Roman autobiographique ou autobiographie romancée?

Sam MILLAR : On the brinks.

Si l’histoire vraie que nous narre Sam Millar était un roman, bon nombre de lecteurs s’écrieraient au scandale, arguant que tout ce qui est écrit est peu crédible. Mais c’est justement ce manque de crédibilité qui fait que cette histoire l’est car elle est véridique. Incroyable mais vrai.

Dès son plus jeune âge Sam Millar est bousculé par la vie, un père souvent absent travaillant dans la marine marchande, une mère qui se tue au travail, récurant sans cesse puis se mettant à boire et tentant de se suicider à de nombreuses reprises. Son enfance pauvre l’amène à troquer des pommes contre des choux et autres légumes chez l’épicier. Il doit toujours courir, son père étant attentif à la durée de ses déplacements, n’hésitant pas à élever la voix même pour rien. Les années passent et on retrouve Sam Millar dans la prison de Long Kesh.

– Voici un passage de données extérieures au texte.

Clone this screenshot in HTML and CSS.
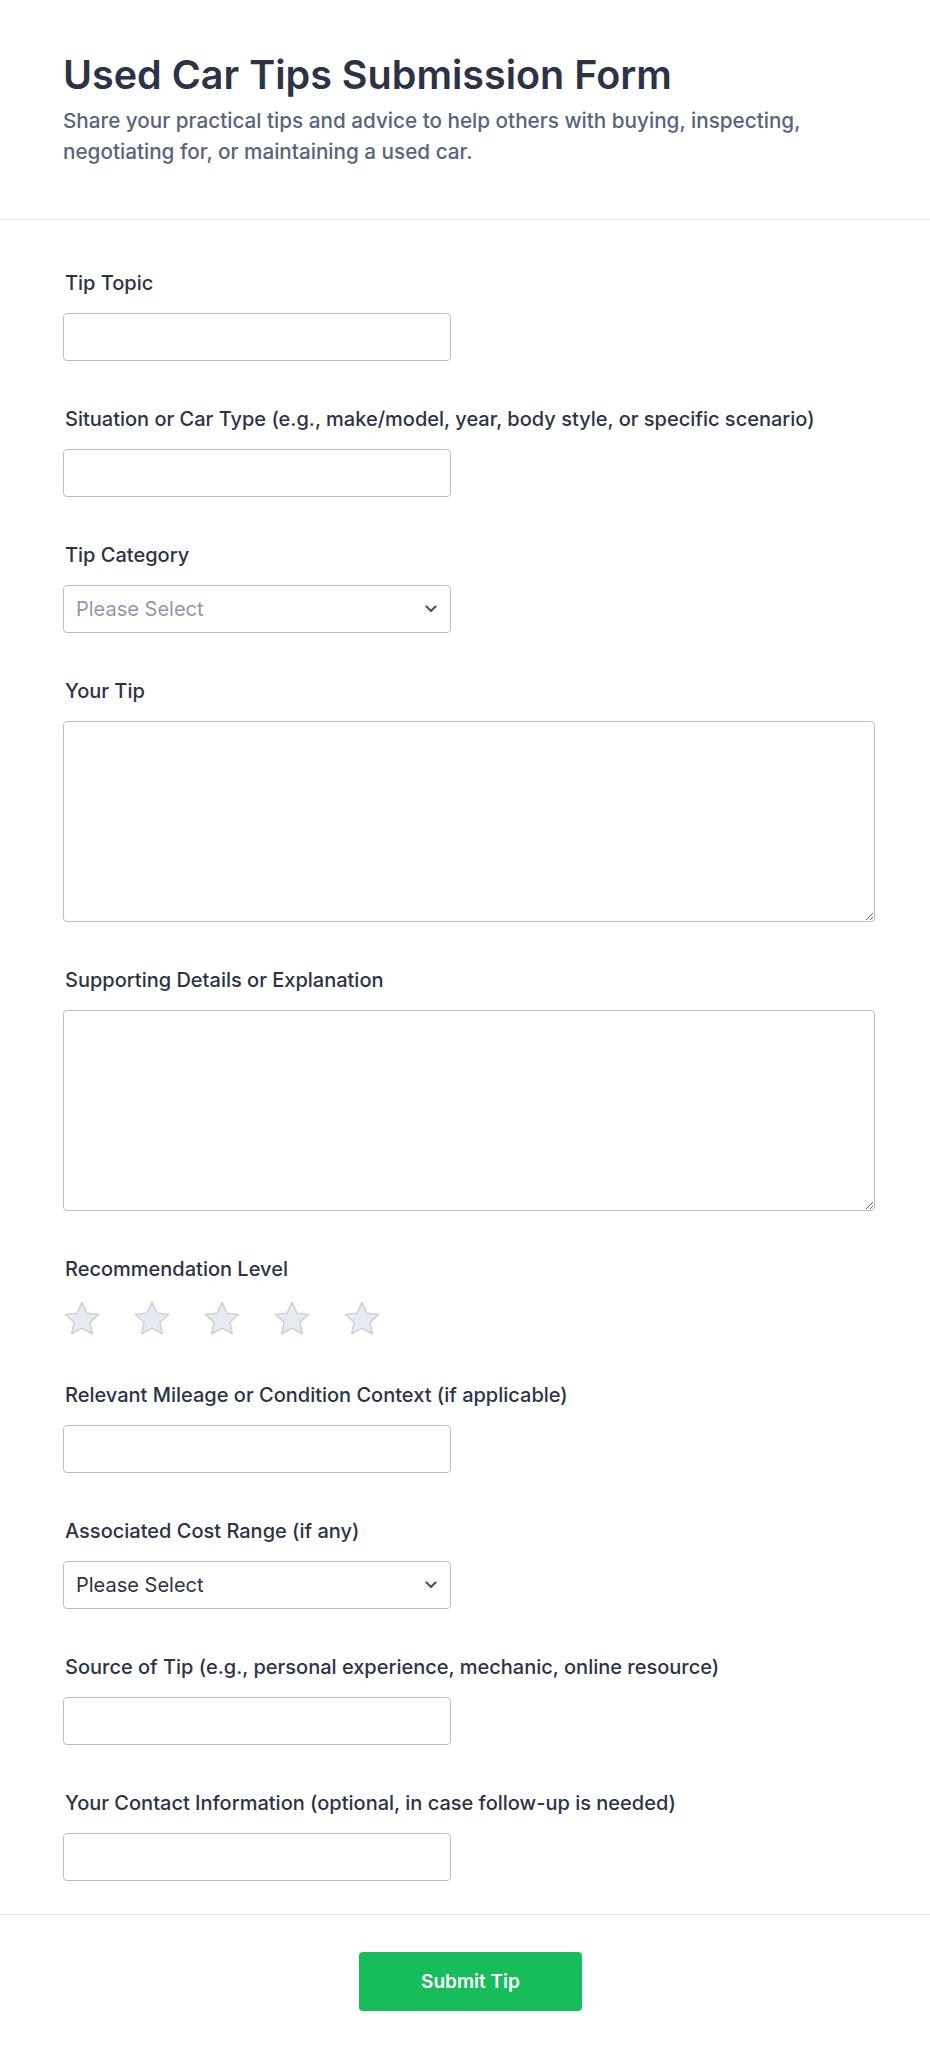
FILE: index.html
```html
<!DOCTYPE html>
<html lang="en">
<head>
  <meta charset="utf-8">
  <meta name="viewport" content="width=device-width, initial-scale=1.0">
  <title>Used Car Tips Submission Form</title>
  <link rel="stylesheet" href="styles.css">
</head>
<body>
  <form class="tips-form">
    <header class="form-head">
      <h1 class="form-title">Used Car Tips Submission Form</h1>
      <p class="form-sub">Share your practical tips and advice to help others with buying, inspecting, negotiating for, or maintaining a used car.</p>
    </header>

    <div class="form-body">
      <div class="field">
        <label class="field-label" for="topic">Tip Topic</label>
        <input class="field-input" id="topic" type="text">
      </div>

      <div class="field">
        <label class="field-label" for="situation">Situation or Car Type (e.g., make/model, year, body style, or specific scenario)</label>
        <input class="field-input" id="situation" type="text">
      </div>

      <div class="field">
        <label class="field-label" for="category">Tip Category</label>
        <div class="select-wrap">
          <select class="field-select is-empty" id="category">
            <option>Please Select</option>
          </select>
          <svg class="select-arrow" width="12" height="8" viewBox="0 0 12 8"><path d="M1.5 1.5 6 6l4.5-4.5" fill="none" stroke="#4a5468" stroke-width="2.2" stroke-linecap="round" stroke-linejoin="round"/></svg>
        </div>
      </div>

      <div class="field">
        <label class="field-label" for="tip">Your Tip</label>
        <textarea class="field-area" id="tip"></textarea>
      </div>

      <div class="field">
        <label class="field-label" for="details">Supporting Details or Explanation</label>
        <textarea class="field-area" id="details"></textarea>
      </div>

      <div class="field">
        <span class="field-label">Recommendation Level</span>
        <div class="stars">
          <svg class="star" viewBox="0 0 40 38"><path d="M20 2.5l5.2 11.3 12.3 1.4-9.1 8.4 2.5 12.2L20 29.7 9.1 35.8l2.5-12.2-9.1-8.4 12.3-1.4z"/></svg>
          <svg class="star" viewBox="0 0 40 38"><path d="M20 2.5l5.2 11.3 12.3 1.4-9.1 8.4 2.5 12.2L20 29.7 9.1 35.8l2.5-12.2-9.1-8.4 12.3-1.4z"/></svg>
          <svg class="star" viewBox="0 0 40 38"><path d="M20 2.5l5.2 11.3 12.3 1.4-9.1 8.4 2.5 12.2L20 29.7 9.1 35.8l2.5-12.2-9.1-8.4 12.3-1.4z"/></svg>
          <svg class="star" viewBox="0 0 40 38"><path d="M20 2.5l5.2 11.3 12.3 1.4-9.1 8.4 2.5 12.2L20 29.7 9.1 35.8l2.5-12.2-9.1-8.4 12.3-1.4z"/></svg>
          <svg class="star" viewBox="0 0 40 38"><path d="M20 2.5l5.2 11.3 12.3 1.4-9.1 8.4 2.5 12.2L20 29.7 9.1 35.8l2.5-12.2-9.1-8.4 12.3-1.4z"/></svg>
        </div>
      </div>

      <div class="field">
        <label class="field-label" for="mileage">Relevant Mileage or Condition Context (if applicable)</label>
        <input class="field-input" id="mileage" type="text">
      </div>

      <div class="field">
        <label class="field-label" for="cost">Associated Cost Range (if any)</label>
        <div class="select-wrap">
          <select class="field-select" id="cost">
            <option>Please Select</option>
          </select>
          <svg class="select-arrow" width="12" height="8" viewBox="0 0 12 8"><path d="M1.5 1.5 6 6l4.5-4.5" fill="none" stroke="#4a5468" stroke-width="2.2" stroke-linecap="round" stroke-linejoin="round"/></svg>
        </div>
      </div>

      <div class="field">
        <label class="field-label" for="source">Source of Tip (e.g., personal experience, mechanic, online resource)</label>
        <input class="field-input" id="source" type="text">
      </div>

      <div class="field">
        <label class="field-label" for="contact">Your Contact Information (optional, in case follow-up is needed)</label>
        <input class="field-input" id="contact" type="text">
      </div>
    </div>

    <div class="form-foot">
      <button class="submit-btn" type="submit">Submit Tip</button>
    </div>
  </form>
</body>
</html>
```

FILE: styles.css
```css
html,
body {
  margin: 0;
  padding: 0;
  background: #fff;
}
body {
  font-family: Inter, "Noto Sans", sans-serif;
  color: #2c3345;
}
.tips-form {
  width: 930px;
}

/* header */
.form-head {
  padding: 51px 63px 52px;
  border-bottom: 1px solid #e3e6ee;
}
.form-title {
  margin: 0;
  font-size: 39.5px;
  line-height: 48px;
  font-weight: 600;
  color: #2c3345;
}
.form-sub {
  margin: 6px 0 0;
  max-width: 790px;
  font-size: 20.7px;
  line-height: 31px;
  font-weight: 500;
  color: #57647e;
}

/* fields */
.form-body {
  display: flex;
  flex-direction: column;
  gap: 46px;
  padding: 51px 63px 33px;
}
.field {
  display: flex;
  flex-direction: column;
  align-items: flex-start;
}
.field-label {
  display: block;
  padding-left: 2px;
  margin-bottom: 18px;
  font-size: 20px;
  line-height: 24px;
  font-weight: 500;
  color: #2c3345;
}
.field-input,
.field-select {
  box-sizing: border-box;
  width: 388px;
  height: 48px;
  border: 1px solid #b8bdc9;
  border-radius: 4px;
  background: #fff;
  font-family: inherit;
  font-size: 20px;
  color: #2c3345;
  padding: 0 12px;
  outline: none;
}
.select-wrap {
  position: relative;
}
.field-select {
  appearance: none;
  -webkit-appearance: none;
}
.field-select.is-empty {
  color: #8f98ab;
}
.select-arrow {
  position: absolute;
  right: 14px;
  top: 20px;
  pointer-events: none;
}
.field-area {
  box-sizing: border-box;
  width: 812px;
  height: 201px;
  border: 1px solid #b8bdc9;
  border-radius: 4px;
  font-family: inherit;
  font-size: 20px;
  padding: 10px 12px;
  outline: none;
}

/* rating */
.stars {
  display: flex;
  gap: 32px;
  height: 38px;
  align-items: center;
}
.star {
  width: 38px;
  height: 36px;
  fill: #e7eaf1;
  stroke: #c8cdd8;
  stroke-width: 1.4;
  stroke-linejoin: round;
}

/* footer */
.form-foot {
  display: flex;
  justify-content: center;
  padding: 37px 0 50px 11px;
  border-top: 1px solid #e3e6ee;
}
.submit-btn {
  width: 223px;
  height: 59px;
  border: 0;
  border-radius: 4px;
  background: #18bd5b;
  color: #fff;
  font-family: inherit;
  font-size: 19px;
  font-weight: 600;
  cursor: pointer;
}
```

La prison de Long Kesh ressemble plus à des oubliettes qu’à une prison cinq étoiles. Pas de téléviseurs, de radio, de la bouffe que même les corbeaux dédaignent, les détenus vivent quasiment nus habillés seulement d’un torchon qui leur sert de pagne, alors qu’il n’y a pas de chauffage l’hiver et qu’ils n’ont pas d’endroit pour uriner ou déféquer. Ils n’ont vraiment pas de pots. Les tortures physiques et psychiques ne leur sont pas épargnées. Et s’ils sont nus, c’est parce qu’ils ont refusé d’endosser l’uniforme pénitentiaire anglais réservé aux prisonniers de l’IRA. Il fait partie, comme tous ceux qui sont internés dans les geôles contigües, des Blanket men. Les irréductibles qui prônent la rébellion. Et lorsqu’ils entendent le crissement de bottes neuves, cela signifie que l’un des leurs a décidé de franchir la barrière. Parfois l’un des matons, tous des Beefs (des Anglais) dont le plus virulent et le plus sadique a été surnommé la Verrue humaine, les attache avec une corde par le pénis et les traine par terre, le corps frottant sur les graviers ou le bitume.

Pourtant, ils arrivent à garder le moral grâce aux blagues de potaches qu’ils se balancent d’une grille à l’autre, des références à des personnages de bandes dessinées, comme Hulk, Superman et consorts.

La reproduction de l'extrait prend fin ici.